Material shown
• • • • • • •
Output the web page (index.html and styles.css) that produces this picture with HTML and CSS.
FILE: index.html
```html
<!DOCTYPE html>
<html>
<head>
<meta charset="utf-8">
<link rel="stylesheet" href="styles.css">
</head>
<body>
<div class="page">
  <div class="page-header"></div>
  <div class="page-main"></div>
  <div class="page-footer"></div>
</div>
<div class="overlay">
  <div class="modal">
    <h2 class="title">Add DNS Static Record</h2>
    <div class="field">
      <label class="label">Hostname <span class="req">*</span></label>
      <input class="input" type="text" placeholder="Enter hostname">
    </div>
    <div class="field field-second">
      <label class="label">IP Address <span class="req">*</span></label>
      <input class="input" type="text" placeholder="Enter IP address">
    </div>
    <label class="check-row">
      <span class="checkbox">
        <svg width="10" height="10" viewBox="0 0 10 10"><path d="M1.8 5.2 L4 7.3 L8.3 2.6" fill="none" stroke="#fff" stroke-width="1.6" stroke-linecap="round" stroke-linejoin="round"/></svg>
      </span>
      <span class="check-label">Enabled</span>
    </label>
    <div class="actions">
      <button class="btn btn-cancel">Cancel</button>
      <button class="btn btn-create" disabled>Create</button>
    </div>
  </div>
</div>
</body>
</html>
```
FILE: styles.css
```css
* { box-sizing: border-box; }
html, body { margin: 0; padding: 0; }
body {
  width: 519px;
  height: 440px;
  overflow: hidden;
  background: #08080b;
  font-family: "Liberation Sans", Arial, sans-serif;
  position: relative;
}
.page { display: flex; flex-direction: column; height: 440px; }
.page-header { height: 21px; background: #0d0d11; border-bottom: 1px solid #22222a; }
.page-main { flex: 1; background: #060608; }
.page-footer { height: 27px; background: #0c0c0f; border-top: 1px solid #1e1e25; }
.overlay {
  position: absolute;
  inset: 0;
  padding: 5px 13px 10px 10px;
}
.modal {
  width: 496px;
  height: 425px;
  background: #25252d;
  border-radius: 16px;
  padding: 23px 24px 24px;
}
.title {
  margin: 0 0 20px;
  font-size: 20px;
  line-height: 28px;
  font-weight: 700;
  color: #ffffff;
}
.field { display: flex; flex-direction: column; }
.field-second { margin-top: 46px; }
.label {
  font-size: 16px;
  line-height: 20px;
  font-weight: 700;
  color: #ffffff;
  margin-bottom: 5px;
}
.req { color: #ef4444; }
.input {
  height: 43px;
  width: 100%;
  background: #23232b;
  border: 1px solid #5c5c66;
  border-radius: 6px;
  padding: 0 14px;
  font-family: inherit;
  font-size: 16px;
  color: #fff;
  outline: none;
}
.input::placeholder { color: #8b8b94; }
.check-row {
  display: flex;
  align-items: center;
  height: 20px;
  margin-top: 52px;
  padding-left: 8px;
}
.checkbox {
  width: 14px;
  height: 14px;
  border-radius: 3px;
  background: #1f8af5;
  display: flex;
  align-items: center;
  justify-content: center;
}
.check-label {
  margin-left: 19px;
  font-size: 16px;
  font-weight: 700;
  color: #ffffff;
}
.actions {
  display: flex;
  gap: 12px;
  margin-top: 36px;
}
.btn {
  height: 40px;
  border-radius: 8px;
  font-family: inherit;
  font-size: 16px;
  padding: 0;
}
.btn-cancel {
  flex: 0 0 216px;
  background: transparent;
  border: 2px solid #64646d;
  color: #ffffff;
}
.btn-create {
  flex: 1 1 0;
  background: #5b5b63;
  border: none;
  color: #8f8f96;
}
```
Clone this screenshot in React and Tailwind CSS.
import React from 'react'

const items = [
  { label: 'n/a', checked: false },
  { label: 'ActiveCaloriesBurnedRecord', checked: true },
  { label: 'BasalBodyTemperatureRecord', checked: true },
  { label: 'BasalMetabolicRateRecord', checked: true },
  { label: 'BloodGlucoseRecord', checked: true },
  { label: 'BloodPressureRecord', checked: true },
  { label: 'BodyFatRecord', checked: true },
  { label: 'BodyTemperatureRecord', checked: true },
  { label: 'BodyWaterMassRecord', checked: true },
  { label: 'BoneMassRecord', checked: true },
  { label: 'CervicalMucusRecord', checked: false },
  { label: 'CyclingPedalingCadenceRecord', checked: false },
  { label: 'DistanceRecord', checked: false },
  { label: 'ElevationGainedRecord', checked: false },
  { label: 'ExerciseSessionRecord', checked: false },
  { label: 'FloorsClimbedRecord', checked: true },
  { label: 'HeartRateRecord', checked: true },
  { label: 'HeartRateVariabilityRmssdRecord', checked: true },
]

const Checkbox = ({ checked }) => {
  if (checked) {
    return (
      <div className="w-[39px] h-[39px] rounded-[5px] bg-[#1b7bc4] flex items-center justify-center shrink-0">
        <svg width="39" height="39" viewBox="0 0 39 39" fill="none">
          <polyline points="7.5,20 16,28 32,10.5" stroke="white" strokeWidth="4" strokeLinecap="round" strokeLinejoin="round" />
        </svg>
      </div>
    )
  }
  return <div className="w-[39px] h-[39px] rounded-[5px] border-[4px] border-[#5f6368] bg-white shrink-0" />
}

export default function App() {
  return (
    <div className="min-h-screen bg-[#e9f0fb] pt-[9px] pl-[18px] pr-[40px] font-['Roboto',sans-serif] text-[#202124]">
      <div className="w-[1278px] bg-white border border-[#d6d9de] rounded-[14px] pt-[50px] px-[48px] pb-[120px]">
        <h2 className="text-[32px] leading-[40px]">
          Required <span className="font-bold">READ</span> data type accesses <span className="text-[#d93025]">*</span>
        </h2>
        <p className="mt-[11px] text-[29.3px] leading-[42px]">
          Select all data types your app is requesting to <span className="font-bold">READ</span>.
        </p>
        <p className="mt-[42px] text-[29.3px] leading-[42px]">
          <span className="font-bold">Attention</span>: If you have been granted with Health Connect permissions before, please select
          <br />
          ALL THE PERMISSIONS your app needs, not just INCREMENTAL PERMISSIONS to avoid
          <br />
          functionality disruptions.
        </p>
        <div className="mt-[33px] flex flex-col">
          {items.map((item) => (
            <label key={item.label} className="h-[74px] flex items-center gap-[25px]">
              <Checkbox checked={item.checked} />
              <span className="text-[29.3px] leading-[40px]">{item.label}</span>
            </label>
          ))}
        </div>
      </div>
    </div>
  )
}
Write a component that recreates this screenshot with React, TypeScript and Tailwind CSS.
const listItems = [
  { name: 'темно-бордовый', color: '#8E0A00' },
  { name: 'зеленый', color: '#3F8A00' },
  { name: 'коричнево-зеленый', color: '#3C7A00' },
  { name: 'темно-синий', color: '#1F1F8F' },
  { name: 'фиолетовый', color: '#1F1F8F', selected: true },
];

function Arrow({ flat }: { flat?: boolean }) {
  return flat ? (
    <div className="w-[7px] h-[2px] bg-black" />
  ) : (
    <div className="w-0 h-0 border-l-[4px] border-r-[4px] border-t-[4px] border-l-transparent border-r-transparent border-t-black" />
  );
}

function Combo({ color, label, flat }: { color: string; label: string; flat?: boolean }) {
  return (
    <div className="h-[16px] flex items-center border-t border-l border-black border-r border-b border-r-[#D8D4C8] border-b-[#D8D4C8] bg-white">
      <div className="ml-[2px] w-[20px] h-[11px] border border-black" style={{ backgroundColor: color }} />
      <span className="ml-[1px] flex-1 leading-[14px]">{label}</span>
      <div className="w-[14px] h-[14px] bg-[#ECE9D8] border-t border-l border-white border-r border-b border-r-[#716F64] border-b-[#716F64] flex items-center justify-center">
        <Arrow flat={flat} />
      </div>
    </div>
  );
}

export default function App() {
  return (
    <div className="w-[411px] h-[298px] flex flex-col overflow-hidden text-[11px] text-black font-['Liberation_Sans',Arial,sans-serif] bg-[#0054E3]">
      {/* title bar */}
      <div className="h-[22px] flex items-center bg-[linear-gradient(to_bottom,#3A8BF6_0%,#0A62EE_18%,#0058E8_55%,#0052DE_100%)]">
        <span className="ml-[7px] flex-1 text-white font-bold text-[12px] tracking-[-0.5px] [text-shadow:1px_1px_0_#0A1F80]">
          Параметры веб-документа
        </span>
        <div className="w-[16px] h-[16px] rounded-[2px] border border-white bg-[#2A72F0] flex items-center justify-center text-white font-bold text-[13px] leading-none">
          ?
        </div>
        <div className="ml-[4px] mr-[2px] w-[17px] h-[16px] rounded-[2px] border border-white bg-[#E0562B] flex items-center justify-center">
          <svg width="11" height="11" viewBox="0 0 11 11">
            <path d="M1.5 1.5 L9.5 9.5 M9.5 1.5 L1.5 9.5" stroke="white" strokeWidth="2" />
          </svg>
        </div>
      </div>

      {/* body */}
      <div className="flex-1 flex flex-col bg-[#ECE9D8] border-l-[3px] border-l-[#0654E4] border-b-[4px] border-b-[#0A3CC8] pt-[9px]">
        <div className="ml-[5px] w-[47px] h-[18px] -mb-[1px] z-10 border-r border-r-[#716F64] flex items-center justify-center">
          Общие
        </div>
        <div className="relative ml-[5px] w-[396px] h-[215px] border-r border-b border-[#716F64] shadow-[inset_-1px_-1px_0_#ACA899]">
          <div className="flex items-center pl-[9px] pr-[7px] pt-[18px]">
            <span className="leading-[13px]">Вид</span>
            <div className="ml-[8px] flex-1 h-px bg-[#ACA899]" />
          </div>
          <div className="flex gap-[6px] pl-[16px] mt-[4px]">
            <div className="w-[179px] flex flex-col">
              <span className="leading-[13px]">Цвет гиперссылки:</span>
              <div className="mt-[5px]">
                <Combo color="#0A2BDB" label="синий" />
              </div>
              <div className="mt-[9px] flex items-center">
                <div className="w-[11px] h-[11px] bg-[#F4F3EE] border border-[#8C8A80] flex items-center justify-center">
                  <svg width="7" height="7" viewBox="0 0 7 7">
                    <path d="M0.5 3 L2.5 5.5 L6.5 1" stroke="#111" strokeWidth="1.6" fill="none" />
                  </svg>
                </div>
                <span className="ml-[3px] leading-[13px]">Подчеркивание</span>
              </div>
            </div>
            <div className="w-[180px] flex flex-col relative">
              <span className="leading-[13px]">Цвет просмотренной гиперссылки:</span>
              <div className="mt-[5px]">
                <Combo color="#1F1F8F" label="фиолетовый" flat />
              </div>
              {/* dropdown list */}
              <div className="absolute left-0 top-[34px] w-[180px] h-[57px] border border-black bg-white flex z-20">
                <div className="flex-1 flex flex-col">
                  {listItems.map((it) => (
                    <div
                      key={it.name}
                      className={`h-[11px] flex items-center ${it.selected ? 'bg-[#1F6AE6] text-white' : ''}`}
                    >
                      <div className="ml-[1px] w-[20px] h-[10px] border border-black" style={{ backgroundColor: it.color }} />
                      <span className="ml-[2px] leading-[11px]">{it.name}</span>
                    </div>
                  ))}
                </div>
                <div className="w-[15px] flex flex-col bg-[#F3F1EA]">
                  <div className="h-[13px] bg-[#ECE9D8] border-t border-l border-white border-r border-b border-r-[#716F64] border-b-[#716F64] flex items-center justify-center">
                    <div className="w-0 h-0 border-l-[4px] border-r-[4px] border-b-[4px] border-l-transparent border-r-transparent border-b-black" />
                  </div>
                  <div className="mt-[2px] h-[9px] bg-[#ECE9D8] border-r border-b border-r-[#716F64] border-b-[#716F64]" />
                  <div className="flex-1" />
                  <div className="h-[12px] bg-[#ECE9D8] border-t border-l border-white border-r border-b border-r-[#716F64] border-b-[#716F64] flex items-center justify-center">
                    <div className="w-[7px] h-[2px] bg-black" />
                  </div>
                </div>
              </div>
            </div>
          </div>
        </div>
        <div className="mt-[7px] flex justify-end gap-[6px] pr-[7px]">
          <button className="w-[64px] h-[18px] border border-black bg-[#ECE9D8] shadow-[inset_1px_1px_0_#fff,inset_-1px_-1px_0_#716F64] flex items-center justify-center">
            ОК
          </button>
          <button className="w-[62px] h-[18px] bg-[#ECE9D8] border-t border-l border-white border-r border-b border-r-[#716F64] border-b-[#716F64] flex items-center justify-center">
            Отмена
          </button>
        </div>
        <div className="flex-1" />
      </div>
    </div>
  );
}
• • • • • • •
What to produce
Of the lines above, retype only those from the line containing "Clone this screenshot" through the line containing "import React from 'react'", including both, exactly.

Written answer
Clone this screenshot in React and Tailwind CSS.
import React from 'react'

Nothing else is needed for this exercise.